Hiver à Sokcho, un film de Koya Kamura
Le premier long du réalisateur franco-japonais Koya Kamura porte les signes d’un cinéaste de grand talent. Couleurs, cadrages, direction d’acteur, montage, musique, scénario, tout se ligue pour faire de cet essai une incontestable réussite. Justement, à propos de scénario, celui-ci tient sur un fil. Peu d’action pour l’animer mais il creuse profondément le thème de la solitude.

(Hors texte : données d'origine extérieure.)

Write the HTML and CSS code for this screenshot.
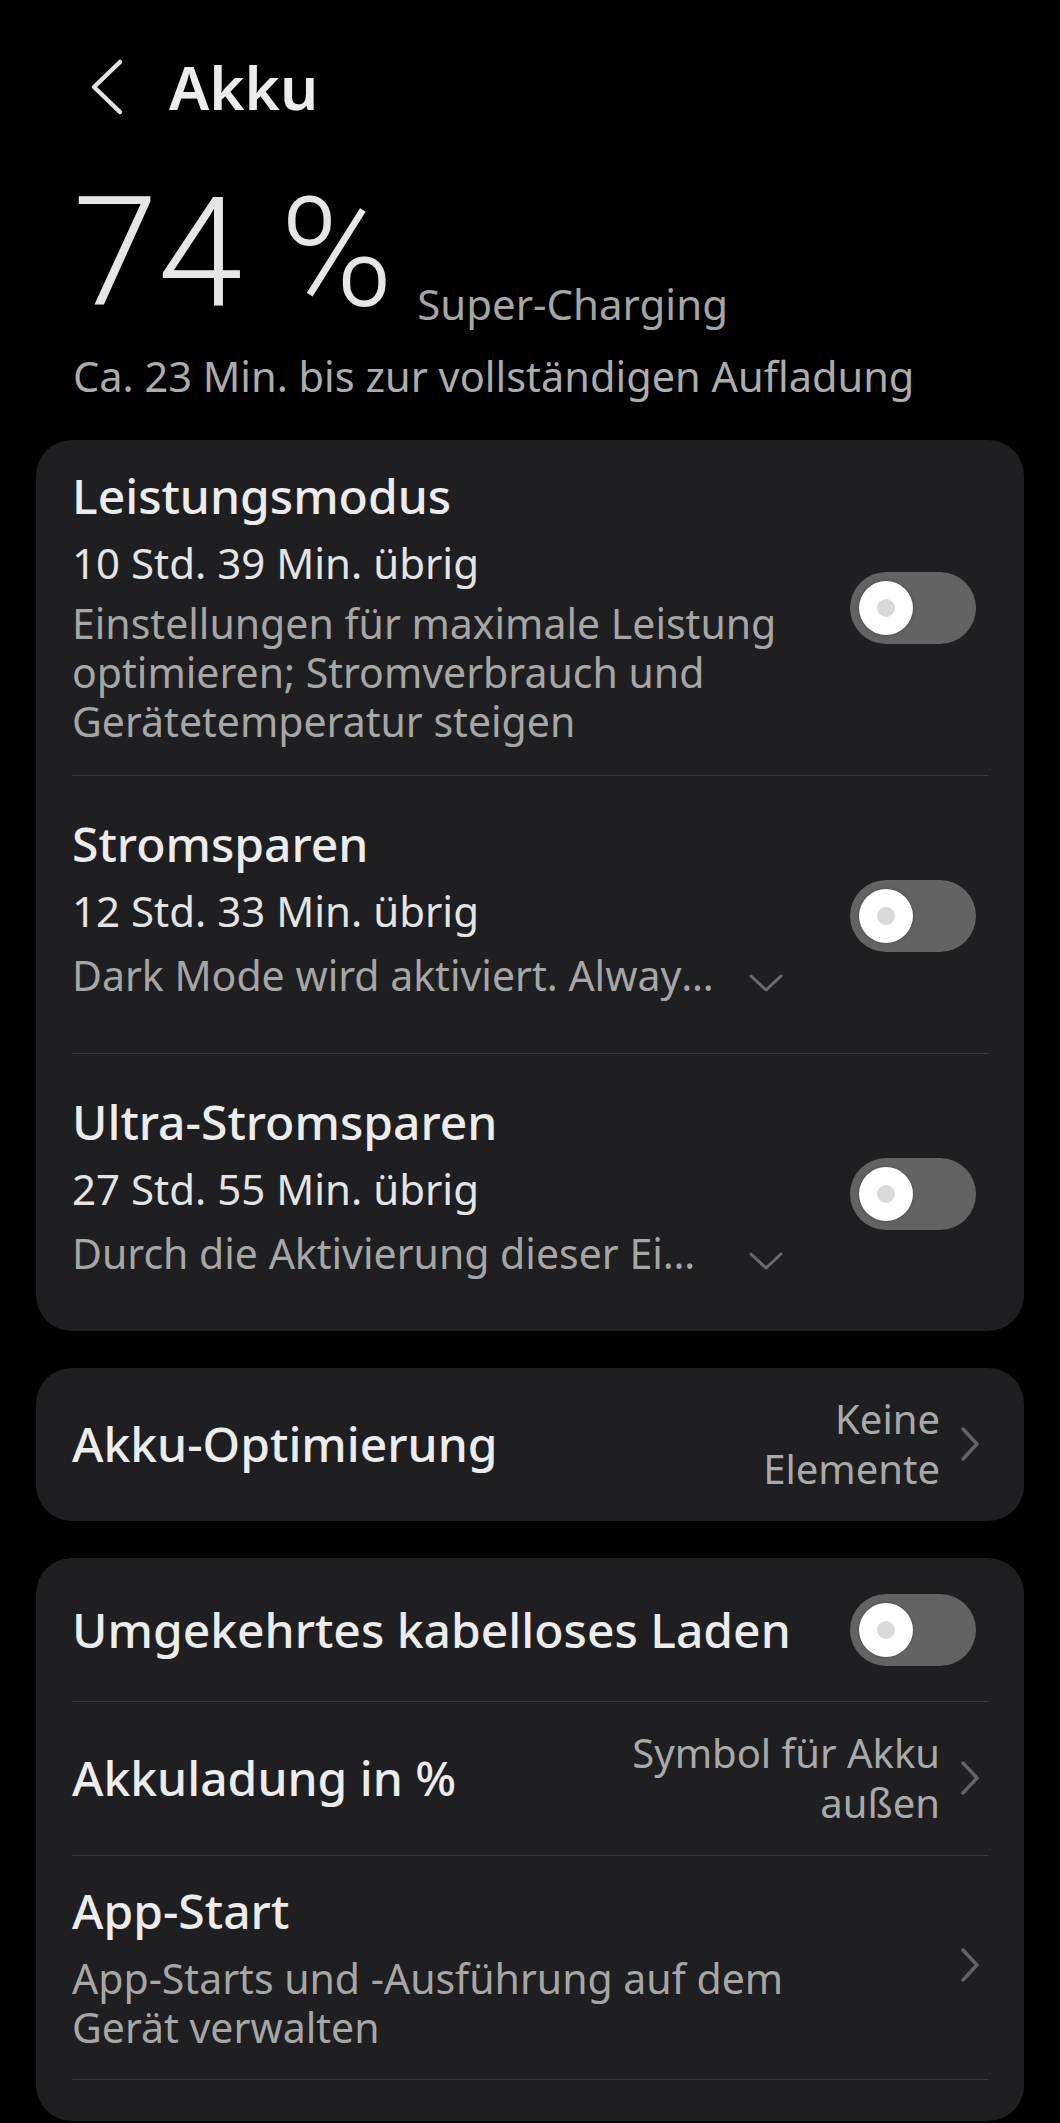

Inspiré étroitement du roman d’Elisa Shua Dusapin, il nous met en présence de deux personnages. Soo-ha fait la cuisine et le ménage dans une petite pension. Elle habite avec sa mère, poissonnière dans ce petit port de Sokcho, ville balnéaire de Corée du Sud. Elle vit aussi une histoire que l’on devine fragile avec un beau jeune homme de son âge, 23 ans, qui ne rêve que de devenir mannequin. Soo-ha nourrit au fond d’elle-même une absence douloureuse : elle n’a pas connu son père, un Français. Sujet sur lequel sa mère reste discrète… C’est alors qu’arrive depuis sa Normandie natale, Yan, un touriste venu poser ses valises pour un temps indéterminé dans cette pension. Il est dessinateur. Et très peu communicant. Non, non, ce n’est pas le père ! Koya Kamura ne fait pas dans le roman-photo. Il nous expose ici une jeune femme et un homme d’âge mûr en quête de reconstruction. Lui cherche une muse, elle bien autre chose que le bel éphèbe qui s’imagine sur papier glacé. Yan et Soo-ha vont s’observer, beaucoup. Sans rien se dire finalement. Leur histoire « fantôme » se jouera sur des regards et des silences. Yan est littéralement minéral. La jeune femme est toute incandescence avec peine retenue. Des interludes d’animation en Noir et Blanc sont éloquents sur le sujet. Une visite en duo dans la zone démilitarisée à la frontière avec la Corée du Nord ne changera rien. Leurs attentes à tous les deux sont différentes. Roschdy Zem (Yan de marbre) et Bella Kim (Soo-ha d’une sidérante beauté) sont les merveilleux acteurs d’une rencontre improbable qui n’aura pas lieu. Sera-t-elle pour autant vouée aux limbes de l’inutile ?
D’une maîtrise confondante, sur tous les plans, ce film est un moment de grâce ineffable.